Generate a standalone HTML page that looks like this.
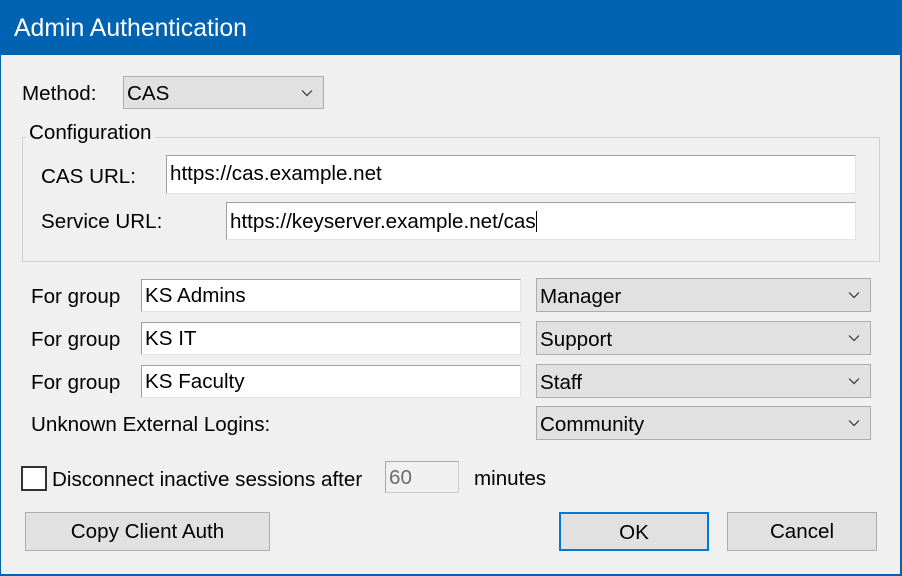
<!DOCTYPE html>
<html><head><meta charset="utf-8"><style>
*{margin:0;padding:0;box-sizing:border-box}
body{width:902px;height:576px;background:#0063b1;font-family:"Liberation Sans",sans-serif;font-size:20.6px;color:#000;overflow:hidden;position:relative}
#win{position:absolute;left:1px;top:55px;width:899px;height:519px;background:#f0f0f0}
.a{position:absolute;white-space:nowrap}
.t{position:absolute;white-space:nowrap;line-height:22px}
.in{position:absolute;background:#fff;border:1px solid #e3e3e3;border-top-color:#a0a0a0;border-left-color:#a0a0a0;padding-left:3px;line-height:31px}
.cb{position:absolute;background:#e1e1e1;border:1px solid #adadad;padding-left:3px}
.cb svg{position:absolute;right:10px;top:50%;margin-top:-4px}
.btn{position:absolute;background:#e1e1e1;border:1px solid #adadad;text-align:center;line-height:38px}
</style></head><body>
<div class="a" style="left:14px;top:15px;color:#fff;font-size:24.8px">Admin Authentication</div>
<div id="win"></div>
<div class="t" style="left:22px;top:83px">Method:</div>
<div class="cb" style="left:123px;top:76px;width:201px;height:33px;line-height:33px">CAS<svg width="12" height="8"><path d="M1 1.5l5 5 5-5" fill="none" stroke="#333" stroke-width="1.2"/></svg></div>
<div class="a" style="left:22px;top:137px;width:858px;height:125px;border:1px solid #d0d0d0"></div>
<div class="t" style="left:26px;top:122px;background:#f0f0f0;padding:0 3px">Configuration</div>
<div class="t" style="left:41px;top:166px">CAS URL:</div>
<div class="in" style="left:166px;top:155px;width:690px;height:39px;line-height:36px">https://cas.example.net</div>
<div class="t" style="left:41px;top:211px">Service URL:</div>
<div class="in" style="left:226px;top:202px;width:630px;height:38px;line-height:38px">https://keyserver.example.net/cas<span style="display:inline-block;width:1px;height:21px;background:#000;vertical-align:-4px"></span></div>

<div class="t" style="left:31px;top:286px">For group</div>
<div class="in" style="left:141px;top:279px;width:380px;height:33px">KS Admins</div>
<div class="cb" style="left:536px;top:278px;width:335px;height:34px;line-height:36px">Manager<svg width="12" height="8"><path d="M1 1.5l5 5 5-5" fill="none" stroke="#333" stroke-width="1.2"/></svg></div>

<div class="t" style="left:31px;top:329px">For group</div>
<div class="in" style="left:141px;top:322px;width:380px;height:33px">KS IT</div>
<div class="cb" style="left:536px;top:321px;width:335px;height:34px;line-height:36px">Support<svg width="12" height="8"><path d="M1 1.5l5 5 5-5" fill="none" stroke="#333" stroke-width="1.2"/></svg></div>

<div class="t" style="left:31px;top:372px">For group</div>
<div class="in" style="left:141px;top:365px;width:380px;height:33px">KS Faculty</div>
<div class="cb" style="left:536px;top:364px;width:335px;height:34px;line-height:36px">Staff<svg width="12" height="8"><path d="M1 1.5l5 5 5-5" fill="none" stroke="#333" stroke-width="1.2"/></svg></div>

<div class="t" style="left:31px;top:414px">Unknown External Logins:</div>
<div class="cb" style="left:536px;top:406px;width:335px;height:34px;line-height:36px">Community<svg width="12" height="8"><path d="M1 1.5l5 5 5-5" fill="none" stroke="#333" stroke-width="1.2"/></svg></div>

<div class="a" style="left:21px;top:466px;width:26px;height:25px;background:#fff;border:2px solid #333"></div>
<div class="t" style="left:52px;top:469px">Disconnect inactive sessions after</div>
<div class="in" style="left:385px;top:461px;width:74px;height:32px;background:#f0f0f0;color:#6d6d6d;border-color:#ccc;border-top-color:#a8a8a8;border-left-color:#a8a8a8">60</div>
<div class="t" style="left:474px;top:468px">minutes</div>

<div class="btn" style="left:25px;top:512px;width:245px;height:39px">Copy Client Auth</div>
<div class="btn" style="left:559px;top:512px;width:150px;height:39px;border:2px solid #0078d7;line-height:37px">OK</div>
<div class="btn" style="left:727px;top:512px;width:150px;height:39px">Cancel</div>
</body></html>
# # #
**Exercise task**
Reproduce the material in its entirety and word for word, without the pictures.

**Answer in full**
Generate a standalone HTML page that looks like this.
<!DOCTYPE html>
<html><head><meta charset="utf-8"><style>
*{margin:0;padding:0;box-sizing:border-box}
body{width:902px;height:576px;background:#0063b1;font-family:"Liberation Sans",sans-serif;font-size:20.6px;color:#000;overflow:hidden;position:relative}
#win{position:absolute;left:1px;top:55px;width:899px;height:519px;background:#f0f0f0}
.a{position:absolute;white-space:nowrap}
.t{position:absolute;white-space:nowrap;line-height:22px}
.in{position:absolute;background:#fff;border:1px solid #e3e3e3;border-top-color:#a0a0a0;border-left-color:#a0a0a0;padding-left:3px;line-height:31px}
.cb{position:absolute;background:#e1e1e1;border:1px solid #adadad;padding-left:3px}
.cb svg{position:absolute;right:10px;top:50%;margin-top:-4px}
.btn{position:absolute;background:#e1e1e1;border:1px solid #adadad;text-align:center;line-height:38px}
</style></head><body>
<div class="a" style="left:14px;top:15px;color:#fff;font-size:24.8px">Admin Authentication</div>
<div id="win"></div>
<div class="t" style="left:22px;top:83px">Method:</div>
<div class="cb" style="left:123px;top:76px;width:201px;height:33px;line-height:33px">CAS<svg width="12" height="8"><path d="M1 1.5l5 5 5-5" fill="none" stroke="#333" stroke-width="1.2"/></svg></div>
<div class="a" style="left:22px;top:137px;width:858px;height:125px;border:1px solid #d0d0d0"></div>
<div class="t" style="left:26px;top:122px;background:#f0f0f0;padding:0 3px">Configuration</div>
<div class="t" style="left:41px;top:166px">CAS URL:</div>
<div class="in" style="left:166px;top:155px;width:690px;height:39px;line-height:36px">https://cas.example.net</div>
<div class="t" style="left:41px;top:211px">Service URL:</div>
<div class="in" style="left:226px;top:202px;width:630px;height:38px;line-height:38px">https://keyserver.example.net/cas<span style="display:inline-block;width:1px;height:21px;background:#000;vertical-align:-4px"></span></div>

<div class="t" style="left:31px;top:286px">For group</div>
<div class="in" style="left:141px;top:279px;width:380px;height:33px">KS Admins</div>
<div class="cb" style="left:536px;top:278px;width:335px;height:34px;line-height:36px">Manager<svg width="12" height="8"><path d="M1 1.5l5 5 5-5" fill="none" stroke="#333" stroke-width="1.2"/></svg></div>

<div class="t" style="left:31px;top:329px">For group</div>
<div class="in" style="left:141px;top:322px;width:380px;height:33px">KS IT</div>
<div class="cb" style="left:536px;top:321px;width:335px;height:34px;line-height:36px">Support<svg width="12" height="8"><path d="M1 1.5l5 5 5-5" fill="none" stroke="#333" stroke-width="1.2"/></svg></div>

<div class="t" style="left:31px;top:372px">For group</div>
<div class="in" style="left:141px;top:365px;width:380px;height:33px">KS Faculty</div>
<div class="cb" style="left:536px;top:364px;width:335px;height:34px;line-height:36px">Staff<svg width="12" height="8"><path d="M1 1.5l5 5 5-5" fill="none" stroke="#333" stroke-width="1.2"/></svg></div>

<div class="t" style="left:31px;top:414px">Unknown External Logins:</div>
<div class="cb" style="left:536px;top:406px;width:335px;height:34px;line-height:36px">Community<svg width="12" height="8"><path d="M1 1.5l5 5 5-5" fill="none" stroke="#333" stroke-width="1.2"/></svg></div>

<div class="a" style="left:21px;top:466px;width:26px;height:25px;background:#fff;border:2px solid #333"></div>
<div class="t" style="left:52px;top:469px">Disconnect inactive sessions after</div>
<div class="in" style="left:385px;top:461px;width:74px;height:32px;background:#f0f0f0;color:#6d6d6d;border-color:#ccc;border-top-color:#a8a8a8;border-left-color:#a8a8a8">60</div>
<div class="t" style="left:474px;top:468px">minutes</div>

<div class="btn" style="left:25px;top:512px;width:245px;height:39px">Copy Client Auth</div>
<div class="btn" style="left:559px;top:512px;width:150px;height:39px;border:2px solid #0078d7;line-height:37px">OK</div>
<div class="btn" style="left:727px;top:512px;width:150px;height:39px">Cancel</div>
</body></html>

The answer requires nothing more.